Mais ce constat, évident à plus d’un titre, ne nous paraît pas absolu. Si nous nous plaçons en effet dans une optique de temps non-chronologique, optique dont on ne peut nier la réalité compte tenu des constantes de l’histoire humaine, la partialité du système dualiste apparaît alors dans toute son immédiateté, toute son éternité. Bien avant que le dualisme devint un système nommé comme tel, sa logique imprégnait la compréhension que se faisaient de la réalité les êtres humains, pourrait-on-dire.

Métadualisme n’évoque pas non plus « au-delà » du dualisme, bien qu’il puisse par certains aspects en donner l’impression. Pour reprendre les propos d’Alexandre dans son étude sur le métadualisme, le préfixe « méta » ne signifie pas « ailleurs ». L’idée d’un « tout » sans séparation suggère que « métadualisme » ne signifie pas « contre le dualisme », mais « point de vue qui à la fois embrasse et dépasse le dualisme ».

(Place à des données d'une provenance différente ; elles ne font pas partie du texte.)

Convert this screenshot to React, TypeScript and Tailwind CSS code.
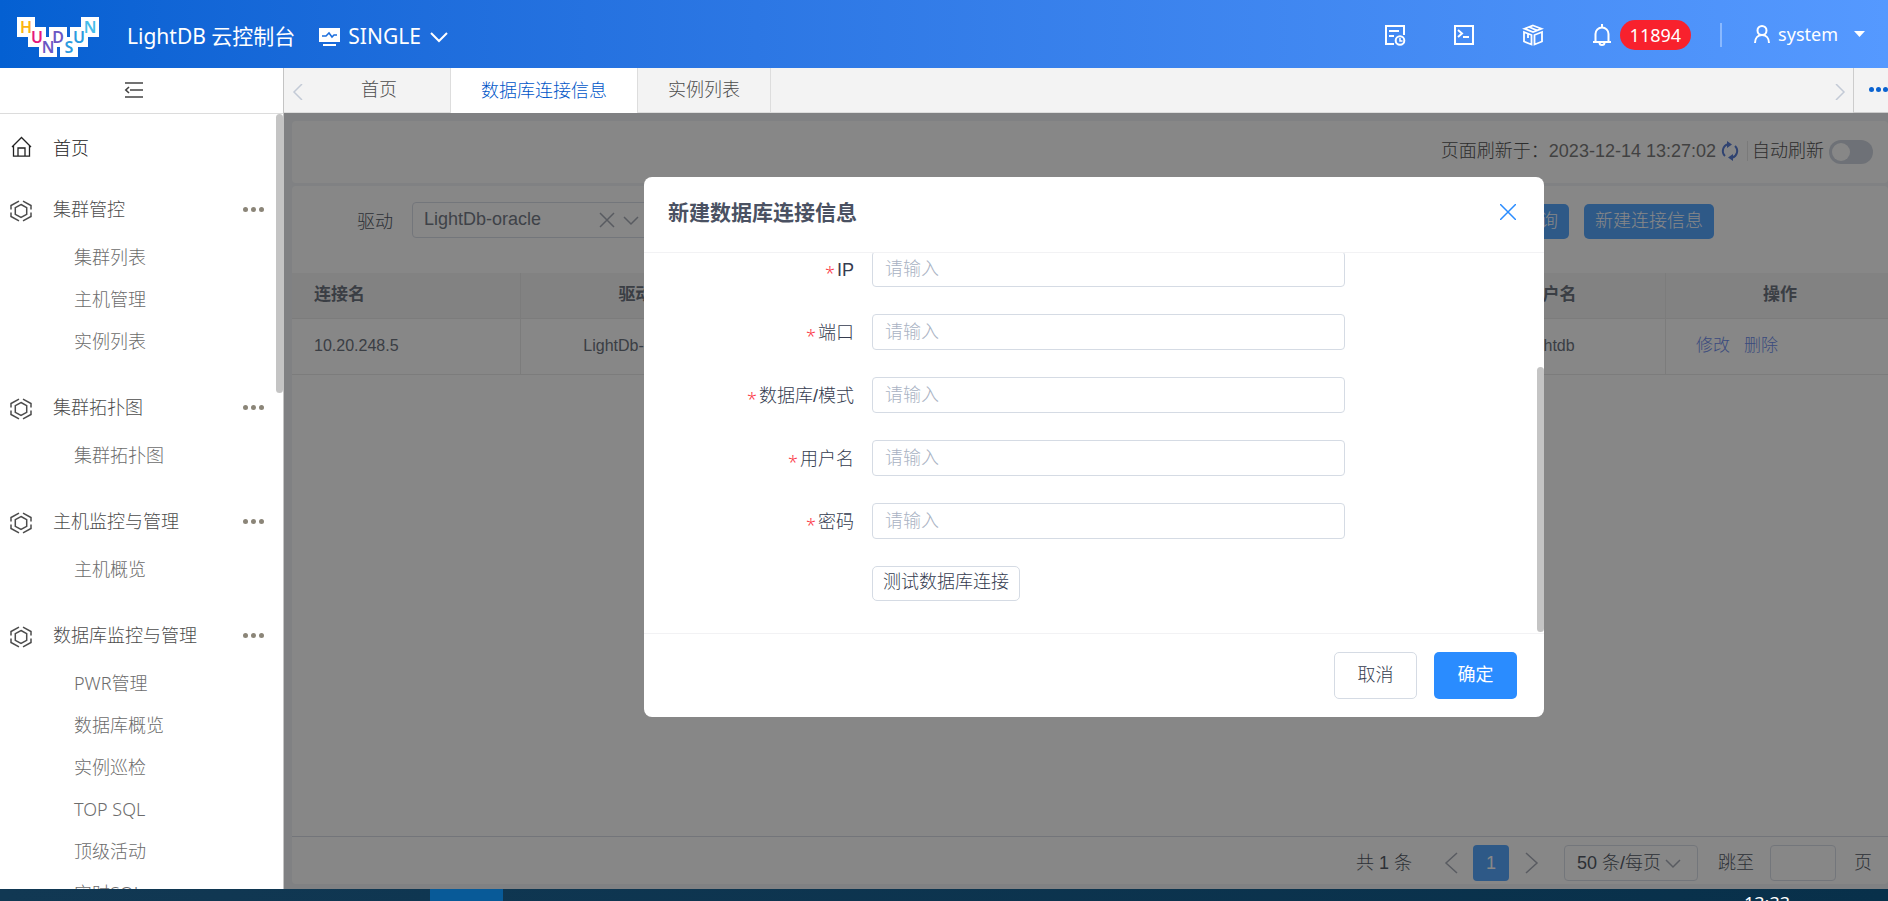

Même si notre intention n’est pas de proposer une construction mentale de plus, nous sommes bien conscients que nous ne pouvons faire autrement puisque nous appartenons précisément à l’espèce humaine douée de raison et de discernement. La différence, et elle est de taille, c’est que nous sommes conscients de ce fait. Pour reprendre le sens des néologismes scientifiques évoqué plus haut, le métadualisme serait alors un dualisme qui parlerait du dualisme ; mais comme il s’agirait d’aborder les dualités sous un angle différent que celui proposé par le dualisme, le terme « dualisme » serait impropre pour nommer notre démarche. Celui de « métadualisme » nous serait apparu bien plus adéquat.

 

4. Rectoversion et Métadualisme

La Rectoversion est née d’une expérimentation picturale et plastique. Son champ d’investigation reste la peinture. Elle est recensée comme telle dans l’histoire des mouvements contemporains de la peinture. Elle présente l’énorme avantage de proposer une pratique plastique inédite (peinture rectoversée) apte à générer des questionnements métadualistes.

En nommant ses prolongements par le terme de métadualisme, cela permet de quitter le champ plastique sans pour autant le pervertir. En d’autres termes, cela permet de conserver l’originalité du concept initial de la Rectoversion tout en lui donnant des prolongements dans des domaines qui lui échappent.